O problema é a concessão
por Renato HermsdorffBoa Sorte tem uma pegada indie pop, que passa ao largo das comédias e cinebiografias que pipocam na produção nacional. A despeito do esforço aparente em soar diferente, a aposta em um gênero novo – se não inédito, pouco explorado – é, por si só, um mérito. E a estreia de Carolina Jabor (O Mistério do Samba) no comando de um longa-metragem de ficção é resultado de uma direção firme, com planos irreverentes, trilha sonora moderninha, e um belo trabalho de animação para retratar o diário da protagonista que trazem um frescor para tela verde e amarela de cinema.
A escolha de um texto do escritor, roteirista e cineasta porto-alegrense Jorge Furtado como base (o conto “Frontal com Fanta”) é outro acerto. Furtado, que assina o roteiro do filme ao lado do filho Pedro, é um dos cronistas mais relevantes do cenário nacional, e consegue traduzir como poucos o cotidiano da juventude de maneira tocante e bem-humorada – a exemplo de Saneamento Básico, O Filme, Meu Tio Matou um Cara, O Homem que Copiava, Houve uma Vez Dois Verões.
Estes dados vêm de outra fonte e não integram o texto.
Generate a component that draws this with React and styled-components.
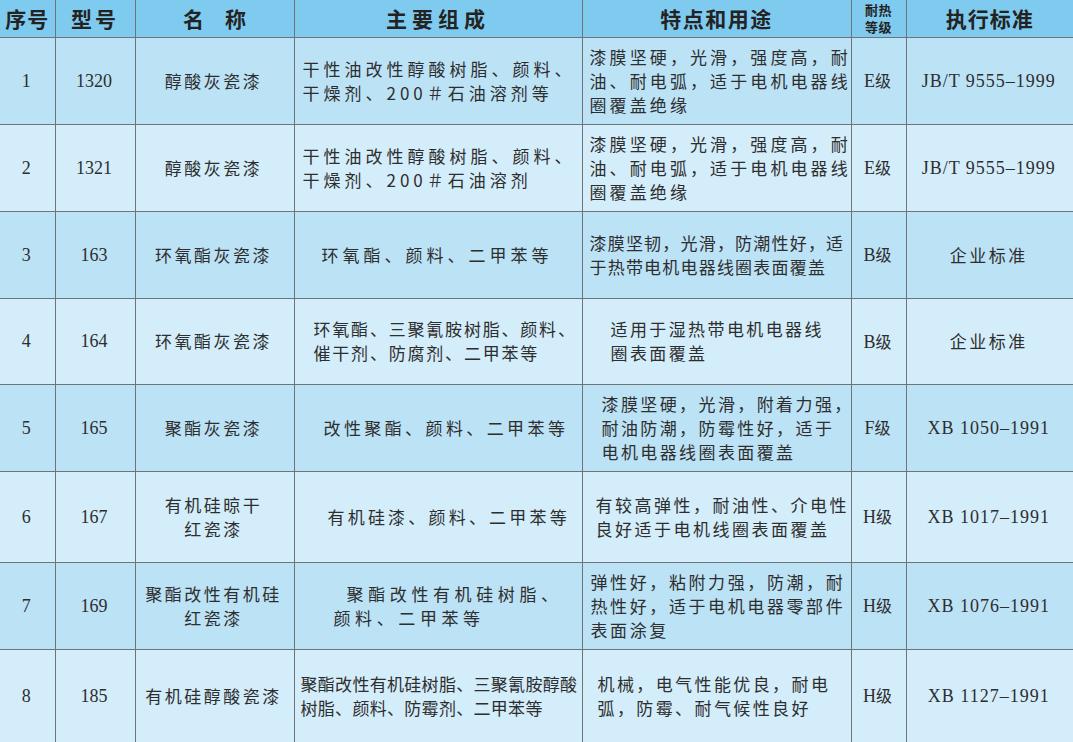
import React from 'react'
import styled, { createGlobalStyle } from 'styled-components'

const GlobalStyle = createGlobalStyle`
  html, body {
    margin: 0;
    padding: 0;
    background: #d4edfa;
  }
  body {
    font-family: "Noto Sans CJK SC", "Noto Sans", sans-serif;
    color: #2e2e2e;
  }
`

const colors = {
  head: '#7fcaef',
  dark: '#bce2f6',
  light: '#d4edfa',
  line: '#6f7478',
  text: '#2e2e2e'
}

const Table = styled.table`
  width: 1073px;
  table-layout: fixed;
  border-collapse: collapse;
  border-spacing: 0;
`

const HeadRow = styled.tr`
  height: 37px;
  background: ${colors.head};
`

const HeadCell = styled.th`
  padding: 0;
  font-family: "Noto Sans CJK SC", sans-serif;
  font-weight: 700;
  font-size: 21px;
  line-height: 30px;
  letter-spacing: ${props => props.$spacing || 0}px;
  color: #232323;
  text-align: center;
  vertical-align: middle;
  white-space: nowrap;
  border-right: 1px solid ${colors.line};
  border-bottom: 1px solid ${colors.line};
  &:last-child {
    border-right: none;
  }
`

const SmallHead = styled.span`
  display: block;
  font-size: 13px;
  line-height: 17px;
  letter-spacing: 0.5px;
`

const Row = styled.tr`
  height: ${props => props.$height}px;
  background: ${props => (props.$shade ? colors.dark : colors.light)};
`

const Cell = styled.td`
  padding: 0 2px 0 ${props => props.$pad || 0}px;
  font-family: ${props =>
    props.$serif
      ? '"Liberation Serif", "Noto Sans CJK SC", serif'
      : '"Noto Sans CJK SC", sans-serif'};
  font-size: ${props => (props.$serif ? '18px' : '17px')};
  line-height: 24px;
  letter-spacing: ${props => props.$spacing || 0}px;
  color: ${colors.text};
  text-align: ${props => props.$align || 'center'};
  vertical-align: middle;
  white-space: nowrap;
  border-right: 1px solid ${colors.line};
  border-bottom: 1px solid ${colors.line};
  &:last-child {
    border-right: none;
  }
`

const Grade = styled.span`
  font-family: "Noto Sans CJK SC", sans-serif;
  font-size: 16px;
`

const widths = [55, 80, 159, 288, 269, 55, 167]

const rows = [
  {
    no: '1',
    model: '1320',
    name: ['醇酸灰瓷漆'],
    comp: ['干性油改性醇酸树脂、颜料、', '干燥剂、200＃石油溶剂等'],
    compAlign: 'left', compPad: 8, compSp: 4,
    use: ['漆膜坚硬，光滑，强度高，耐', '油、耐电弧，适于电机电器线', '圈覆盖绝缘'],
    usePad: 7, useSp: 3.1,
    grade: 'E', std: 'JB/T 9555–1999', stdSerif: true, h: 87
  },
  {
    no: '2',
    model: '1321',
    name: ['醇酸灰瓷漆'],
    comp: ['干性油改性醇酸树脂、颜料、', '干燥剂、200＃石油溶剂'],
    compAlign: 'left', compPad: 8, compSp: 4,
    use: ['漆膜坚硬，光滑，强度高，耐', '油、耐电弧，适于电机电器线', '圈覆盖绝缘'],
    usePad: 7, useSp: 3.1,
    grade: 'E', std: 'JB/T 9555–1999', stdSerif: true, h: 87
  },
  {
    no: '3',
    model: '163',
    name: ['环氧酯灰瓷漆'],
    comp: ['环氧酯、颜料、二甲苯等'],
    compAlign: 'center', compPad: 0, compSp: 4,
    use: ['漆膜坚韧，光滑，防潮性好，适', '于热带电机电器线圈表面覆盖'],
    usePad: 7, useSp: 1.2,
    grade: 'B', std: '企业标准', stdSerif: false, h: 87
  },
  {
    no: '4',
    model: '164',
    name: ['环氧酯灰瓷漆'],
    comp: ['环氧酯、三聚氰胺树脂、颜料、', '催干剂、防腐剂、二甲苯等'],
    compAlign: 'left', compPad: 19, compSp: 1.8,
    use: ['适用于湿热带电机电器线', '圈表面覆盖'],
    usePad: 28, useSp: 2.4,
    grade: 'B', std: '企业标准', stdSerif: false, h: 86
  },
  {
    no: '5',
    model: '165',
    name: ['聚酯灰瓷漆'],
    comp: ['改性聚酯、颜料、二甲苯等'],
    compAlign: 'left', compPad: 29, compSp: 3.4,
    use: ['漆膜坚硬，光滑，附着力强，', '耐油防潮，防霉性好，适于', '电机电器线圈表面覆盖'],
    usePad: 19, useSp: 2.4,
    grade: 'F', std: 'XB 1050–1991', stdSerif: true, h: 87
  },
  {
    no: '6',
    model: '167',
    name: ['有机硅晾干', '红瓷漆'],
    comp: ['有机硅漆、颜料、二甲苯等'],
    compAlign: 'left', compPad: 33, compSp: 3.2,
    use: ['有较高弹性，耐油性、介电性', '良好适于电机线圈表面覆盖'],
    usePad: 13, useSp: 2.5,
    grade: 'H', std: 'XB 1017–1991', stdSerif: true, h: 91
  },
  {
    no: '7',
    model: '169',
    name: ['聚酯改性有机硅', '红瓷漆'],
    comp: ['\u2002聚酯改性有机硅树脂、', '颜料、二甲苯等'],
    compAlign: 'left', compPad: 39, compSp: 4.6,
    use: ['弹性好，粘附力强，防潮，耐', '热性好，适于电机电器零部件', '表面涂复'],
    usePad: 8, useSp: 2.6,
    grade: 'H', std: 'XB 1076–1991', stdSerif: true, h: 87
  },
  {
    no: '8',
    model: '185',
    name: ['有机硅醇酸瓷漆'],
    comp: ['聚酯改性有机硅树脂、三聚氰胺醇酸', '树脂、颜料、防霉剂、二甲苯等'],
    compAlign: 'left', compPad: 6, compSp: 0.3,
    use: ['机械，电气性能优良，耐电', '弧，防霉、耐气候性良好'],
    usePad: 15, useSp: 2.4,
    grade: 'H', std: 'XB 1127–1991', stdSerif: true, h: 93
  }
]

const Lines = ({ lines }) =>
  lines.map((line, i) => (
    <React.Fragment key={i}>
      {i > 0 && <br />}
      {line}
    </React.Fragment>
  ))

export default function App() {
  return (
    <>
      <GlobalStyle />
      <Table>
        <colgroup>
          {widths.map((w, i) => (
            <col key={i} style={{ width: w }} />
          ))}
        </colgroup>
        <thead>
          <HeadRow>
            <HeadCell $spacing={1}>序号</HeadCell>
            <HeadCell $spacing={3}>型号</HeadCell>
            <HeadCell $spacing={0}>名　称</HeadCell>
            <HeadCell $spacing={5}>主要组成</HeadCell>
            <HeadCell $spacing={1.5}>特点和用途</HeadCell>
            <HeadCell>
              <SmallHead>耐热</SmallHead>
              <SmallHead>等级</SmallHead>
            </HeadCell>
            <HeadCell $spacing={1}>执行标准</HeadCell>
          </HeadRow>
        </thead>
        <tbody>
          {rows.map((r, i) => (
            <Row key={r.no} $shade={i % 2 === 0} $height={r.h}>
              <Cell $serif>{r.no}</Cell>
              <Cell $serif>{r.model}</Cell>
              <Cell $spacing={2.5}>
                <Lines lines={r.name} />
              </Cell>
              <Cell $align={r.compAlign} $pad={r.compPad} $spacing={r.compSp}>
                <Lines lines={r.comp} />
              </Cell>
              <Cell $align="left" $pad={r.usePad} $spacing={r.useSp}>
                <Lines lines={r.use} />
              </Cell>
              <Cell $serif>
                {r.grade}
                <Grade>级</Grade>
              </Cell>
              <Cell $serif={r.stdSerif} $spacing={r.stdSerif ? 1 : 2.5}>
                {r.std}
              </Cell>
            </Row>
          ))}
        </tbody>
      </Table>
    </>
  )
}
Deborah Secco, a atriz protagonista, tem percorrido o país divulgando o filme para dizer que Boa Sorte é um "divisor de águas" na sua carreira. E ela tem razão. Produtora associada da obra, ela faz da personagem Judite a porta de entrada para o cinema considerado “sério” – assim como algumas atrizes de Hollywood costumam fazer visando ao Oscar. Ela emagreceu cerca de 11 quilos para o papel e assume riscos ao associar sua imagem à de uma dependente química soropositiva sem perspectiva de vida.
É por ela que o adolescente João (João Pedro Zappa) se apaixona. Ele é um sinal dos tempos: ignorado pelos pais, apresenta problemas comportamentais e, como é mais fácil terceirizar o cuidado com os filhos, acaba sendo encaminhado para uma clínica psiquiátrica, onde é diagnosticado com depressão (uma doença, de fato, como é sabido). Internado, ele começa a estabelecer uma relação de afeto com a tal Judite, que, por sua vez, teme que sua iminente morte abale a saúde mental de João.
Até aí, tudo bem. Mas o ato final é digno do pior folhetim. Mastigado, explicado demais, o rumo que o filme toma o iguala a qualquer produção televisiva (leia novela), quando é tirado do espectador o benefício da dúvida, a capacidade de refletir e debater. E pior: acompanhado de uma lição de moral que vai na contramão do respeito e aceitação ao paciente soropositivo que o filme constrói ao longo da projeção no momento em que João (spoiler) faz questão de dizer que não se contaminou.
Pode, então, uma parte (o final), ser tomada como o todo (o filme) na hora do juízo? No caso de Boa Sorte, a resposta é sim, porque é um filme que se pretende diferente, mas nivela-se por baixo ao fazer concessões.
No mais, é se deliciar com mais uma atuação de Fernanda Montenegro, em uma participação pequena como a avó de Judite; e ficar de olho em Pablo Sanábio, o jovem ator que faz brilhantemente o papel de um dos internos da clínica.
Filme visto no Festival de Paulínia, em julho de 2014.